Enhanced adsorptive removal of methylene blue using ternary nanometal oxides in an aqueous solution

This study aims to quickly and easily produce three ternary nanometal oxides for the adsorption of methylene blue from an aqueous solution. Trimetallic oxides were synthesized using the Al-Fe binary metal oxide and precursors of copper, cobalt, and nickel. The metal oxides were investigated using the following techniques: X-ray diffraction (XRD), field emission scanning electron microscopy (FESEM), Fourier transform infrared spectroscopy (FT-IR), thermogravimetric analysis (TGA), transmission electron microscopy (TEM), Brunauer-Emmett-Teller (BET), and inductively coupled plasma-optical emission spectrometry (ICP-OES). XRD analysis effectively demonstrated well-dispersed nanoparticles with diameters under 20 nm. Compared to other samples, Ni-Al-Fe metal oxide samples have smaller crystal sizes and greater surface areas (239 m(2)/g).

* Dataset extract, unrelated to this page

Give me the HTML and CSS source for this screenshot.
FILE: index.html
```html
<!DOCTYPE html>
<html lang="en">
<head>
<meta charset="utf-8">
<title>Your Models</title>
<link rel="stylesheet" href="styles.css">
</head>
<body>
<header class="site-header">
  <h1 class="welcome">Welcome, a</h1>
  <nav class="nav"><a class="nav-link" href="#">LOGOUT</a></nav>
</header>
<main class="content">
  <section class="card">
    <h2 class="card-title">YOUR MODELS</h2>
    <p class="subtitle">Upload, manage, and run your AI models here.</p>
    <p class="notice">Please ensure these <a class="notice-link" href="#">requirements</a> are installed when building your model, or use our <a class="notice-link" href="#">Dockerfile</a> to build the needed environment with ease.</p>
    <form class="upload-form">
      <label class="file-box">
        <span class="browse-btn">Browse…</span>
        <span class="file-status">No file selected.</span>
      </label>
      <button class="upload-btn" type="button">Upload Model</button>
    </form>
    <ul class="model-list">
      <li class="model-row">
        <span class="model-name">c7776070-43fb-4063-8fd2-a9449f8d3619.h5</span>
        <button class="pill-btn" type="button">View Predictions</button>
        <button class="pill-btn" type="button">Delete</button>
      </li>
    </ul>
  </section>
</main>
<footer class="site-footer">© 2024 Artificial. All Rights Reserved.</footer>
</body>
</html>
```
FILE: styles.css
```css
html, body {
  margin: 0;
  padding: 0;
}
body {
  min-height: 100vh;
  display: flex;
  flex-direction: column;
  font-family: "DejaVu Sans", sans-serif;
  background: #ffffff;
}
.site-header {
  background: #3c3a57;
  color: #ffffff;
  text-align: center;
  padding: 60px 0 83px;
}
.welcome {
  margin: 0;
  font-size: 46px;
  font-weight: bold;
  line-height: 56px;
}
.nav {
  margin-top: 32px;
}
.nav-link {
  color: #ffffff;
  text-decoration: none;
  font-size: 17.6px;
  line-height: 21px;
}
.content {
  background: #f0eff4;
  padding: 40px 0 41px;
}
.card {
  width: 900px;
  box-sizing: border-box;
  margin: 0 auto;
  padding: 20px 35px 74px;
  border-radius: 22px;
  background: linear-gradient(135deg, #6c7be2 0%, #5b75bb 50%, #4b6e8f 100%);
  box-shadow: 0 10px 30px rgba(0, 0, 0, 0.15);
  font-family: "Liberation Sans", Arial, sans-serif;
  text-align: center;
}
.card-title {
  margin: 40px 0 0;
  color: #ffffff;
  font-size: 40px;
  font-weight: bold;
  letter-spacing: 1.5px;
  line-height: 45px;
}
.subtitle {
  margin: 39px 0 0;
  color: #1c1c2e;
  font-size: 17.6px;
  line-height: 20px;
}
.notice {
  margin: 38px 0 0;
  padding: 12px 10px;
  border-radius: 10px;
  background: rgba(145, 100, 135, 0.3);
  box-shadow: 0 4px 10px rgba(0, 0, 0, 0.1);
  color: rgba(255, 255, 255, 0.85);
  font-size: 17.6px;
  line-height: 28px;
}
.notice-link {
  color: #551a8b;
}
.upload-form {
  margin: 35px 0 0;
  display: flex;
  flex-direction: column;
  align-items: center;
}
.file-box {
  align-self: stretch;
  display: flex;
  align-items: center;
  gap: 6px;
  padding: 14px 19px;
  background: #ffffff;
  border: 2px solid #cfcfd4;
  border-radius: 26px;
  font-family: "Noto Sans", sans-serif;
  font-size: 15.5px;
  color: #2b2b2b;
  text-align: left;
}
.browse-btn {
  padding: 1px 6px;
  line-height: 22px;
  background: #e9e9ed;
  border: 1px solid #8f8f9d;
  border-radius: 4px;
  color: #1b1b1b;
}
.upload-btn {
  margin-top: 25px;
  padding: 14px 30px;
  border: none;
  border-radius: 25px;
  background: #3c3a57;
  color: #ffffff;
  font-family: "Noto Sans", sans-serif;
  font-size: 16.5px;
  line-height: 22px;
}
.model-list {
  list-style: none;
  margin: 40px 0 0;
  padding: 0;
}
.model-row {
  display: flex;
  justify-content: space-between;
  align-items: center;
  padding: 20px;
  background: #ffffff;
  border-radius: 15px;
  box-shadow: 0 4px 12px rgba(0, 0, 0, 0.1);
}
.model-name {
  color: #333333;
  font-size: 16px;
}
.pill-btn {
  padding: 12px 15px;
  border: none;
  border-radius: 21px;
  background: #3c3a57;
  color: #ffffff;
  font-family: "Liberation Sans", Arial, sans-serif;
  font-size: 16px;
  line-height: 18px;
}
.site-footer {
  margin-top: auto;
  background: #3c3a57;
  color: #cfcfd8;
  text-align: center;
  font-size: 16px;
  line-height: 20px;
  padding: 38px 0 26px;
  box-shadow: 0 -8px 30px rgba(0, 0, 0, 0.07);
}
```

The nanometal oxides showed porous structure with pore volume of 0.08-0.15 cm(3)/g and pore diameter of 6-15 nm. The pH of the zero point of charge ( pHzpc) of 7.70, 7.34, and 7.70 were found for nanometal oxides. The adsorption capacity of adsorbents is determined by the order in which they adsorb metal precursors: Ni > Co > Cu. The efficacy of removing methylene blue increased with higher adsorption temperatures (between 27 and 57 degrees C), solution pH, initial dye concentration, nanometal oxide dosage, and contact duration. The adsorption equilibrium data were found to be in good agreement with the Langmuir model compared to the Freundlich model. The maximum adsorption capacities for Ni-Al-Fe, Co-Al-Fe, and Cu-Al-Fe were found to be 161, 94, and 19 mg/g, respectively. The pseudo-second-order kinetic model well predicted the kinetic behavior of methylene blue adsorption on metal oxides.